Name: Anonymous 2015-02-13 8:06

>>1
they agreed to pay him $5 million, with a catch- he had to work a 9-5 at the company to 'support' the driver for 5 years [...] He wrote the driver in a weekend [...] No one ever had a support issue with his driver.

To me, this is the most incredible thing. Surely those responsible for drawing up the contract must have considered the possibility that this man's services would not be needed on a regular basis for the whole of that time. Would it not have been enough to require he remain available to provide support during regular working hours for the duration of his contract?

This sounds a blood price was demanded to assuage some narcissistic corporate director. Sadly there is no shortage of those.

Name: Anonymous 2015-02-13 8:08

>>16
>>1

I mena >>15.

Name: Anonymous 2015-02-13 10:11

>>15
According to my VP, he was one of the happiest men he ever met.
That man's name? Albert Einstein.

Name: Anonymous 2015-02-13 10:16

>>15
Nice one.

Name: Anonymous 2015-02-13 10:52

>>18
Этим человеком был Альберт Эйнштейн.

Name: Anonymous 2016-01-04 22:15

What's the name of that guy with a dog named Haskell? Can't find his blog.

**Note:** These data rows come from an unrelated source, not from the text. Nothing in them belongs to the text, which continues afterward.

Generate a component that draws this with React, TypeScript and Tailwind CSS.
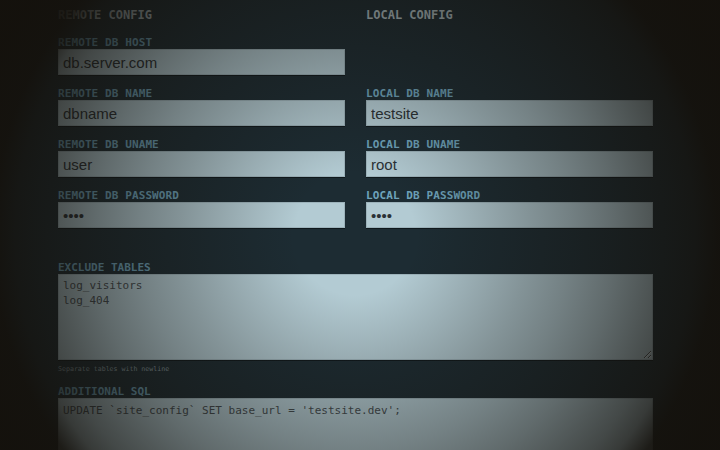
import React from "react";

const mono = "font-['DejaVu_Sans_Mono','Liberation_Mono',monospace]";

function Field({ label, value, type = "text" }: { label: string; value: string; type?: string }) {
  return (
    <div className="mb-[12px]">
      <div className={`${mono} font-bold text-[11px] leading-[13px] text-[#6ea3bb] tracking-[0.1px]`}>{label}</div>
      <input
        type={type}
        readOnly
        defaultValue={value}
        className="block w-full h-[26px] bg-[#b3cbd3] border border-[#9db3bb] shadow-[0_1px_0_rgba(0,0,0,0.45)] px-[4px] text-[15px] text-[#2b3236] font-['Liberation_Sans',Arial,sans-serif] outline-none"
      />
    </div>
  );
}

export default function App() {
  return (
    <div className="relative w-[720px] h-[450px] overflow-hidden bg-[#1d2c33]">
      <div className="ml-[58px] w-[595px] pt-[7px]">
        <div className="grid grid-cols-2 gap-x-[21px]">
          <div>
            <div className={`${mono} font-bold text-[12px] leading-[16px] text-[#b2c2c7] mb-[13px]`}>REMOTE CONFIG</div>
            <Field label="REMOTE DB HOST" value="db.server.com" />
            <Field label="REMOTE DB NAME" value="dbname" />
            <Field label="REMOTE DB UNAME" value="user" />
            <Field label="REMOTE DB PASSWORD" value="test" type="password" />
          </div>
          <div>
            <div className={`${mono} font-bold text-[12px] leading-[16px] text-[#b2c2c7] mb-[13px]`}>LOCAL CONFIG</div>
            <div className="h-[51px]" />
            <Field label="LOCAL DB NAME" value="testsite" />
            <Field label="LOCAL DB UNAME" value="root" />
            <Field label="LOCAL DB PASSWORD" value="test" type="password" />
          </div>
        </div>
        <div className="mt-[21px]">
          <div className={`${mono} font-bold text-[11px] leading-[13px] text-[#6ea3bb]`}>EXCLUDE TABLES</div>
          <textarea
            readOnly
            defaultValue={"log_visitors\nlog_404"}
            className={`${mono} block w-full h-[86px] bg-[#b3cbd3] border border-[#9db3bb] shadow-[0_1px_0_rgba(0,0,0,0.45)] px-[4px] pt-[3px] text-[11px] leading-[15px] text-[#434c50] outline-none`}
          />
          <div className={`${mono} text-[6.6px] leading-[8px] text-[#8a9ca2] mt-[5px]`}>Separate tables with newline</div>
        </div>
        <div className="mt-[12px]">
          <div className={`${mono} font-bold text-[11px] leading-[13px] text-[#6ea3bb]`}>ADDITIONAL SQL</div>
          <textarea
            readOnly
            defaultValue={"UPDATE `site_config` SET base_url = 'testsite.dev';"}
            className={`${mono} block w-full h-[86px] bg-[#b3cbd3] border border-[#9db3bb] px-[4px] pt-[4px] text-[11px] leading-[15px] text-[#434c50] outline-none`}
          />
        </div>
      </div>
      <div className="pointer-events-none absolute inset-0 bg-[radial-gradient(circle_at_355px_235px,rgba(20,17,12,0)_60px,rgba(20,17,12,0.3)_175px,rgba(20,17,12,0.4)_215px,rgba(20,17,12,0.52)_260px,rgba(20,17,12,0.7)_320px,rgba(20,17,12,0.78)_340px,rgba(20,17,12,0.94)_362px,rgba(20,17,12,0.98)_400px)]" />
    </div>
  );
}
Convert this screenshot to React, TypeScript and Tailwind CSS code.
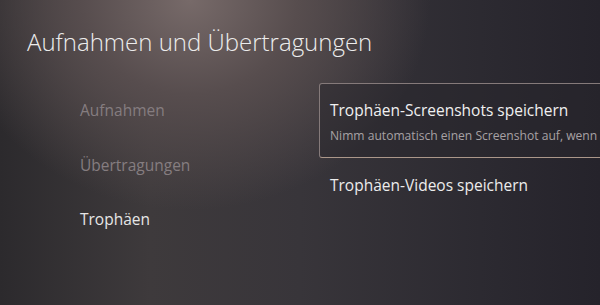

Name: Anonymous 2016-01-04 23:18

Name: Anonymous 2016-01-04 23:55

>>22
are you serious? him? The "fuck all the way off" feminist? No wonder haskell killed itself, I would have too.

Name: Anonymous 2016-01-05 15:04

btw has anyone been able to scrape together all the old posts about this?

I searched his w4ch searcher for it and i didn't find the old stories. I have another source I'll try searching later.

Name: Anonymous 2016-01-05 22:43

>>22
t. cuck

Name: Anonymous 2016-01-06 5:12

>>25
dank maymays bro

Name: Anonymous 2016-01-06 12:26

>>1
Far away, in the depths of /g/, a little dog barks.
Haskell?

Name: Anonymous 2016-01-06 12:30

>>25
I applaud your originality in your choice of comedy elements, /g/ro. Your memes are the funniest, I can't stop laughing, you're the funniest man on Earth, haha, epic win /b/ro.

Name: Anonymous 2016-01-06 12:33

>>14

Terrible!

Name: Anonymous 2016-01-07 2:33

Far away, in the depths of a little dog, /g/ barks.

Name: Anonymous 2016-01-07 2:58

was it a backdoor for the World Trade Centre Mainframes?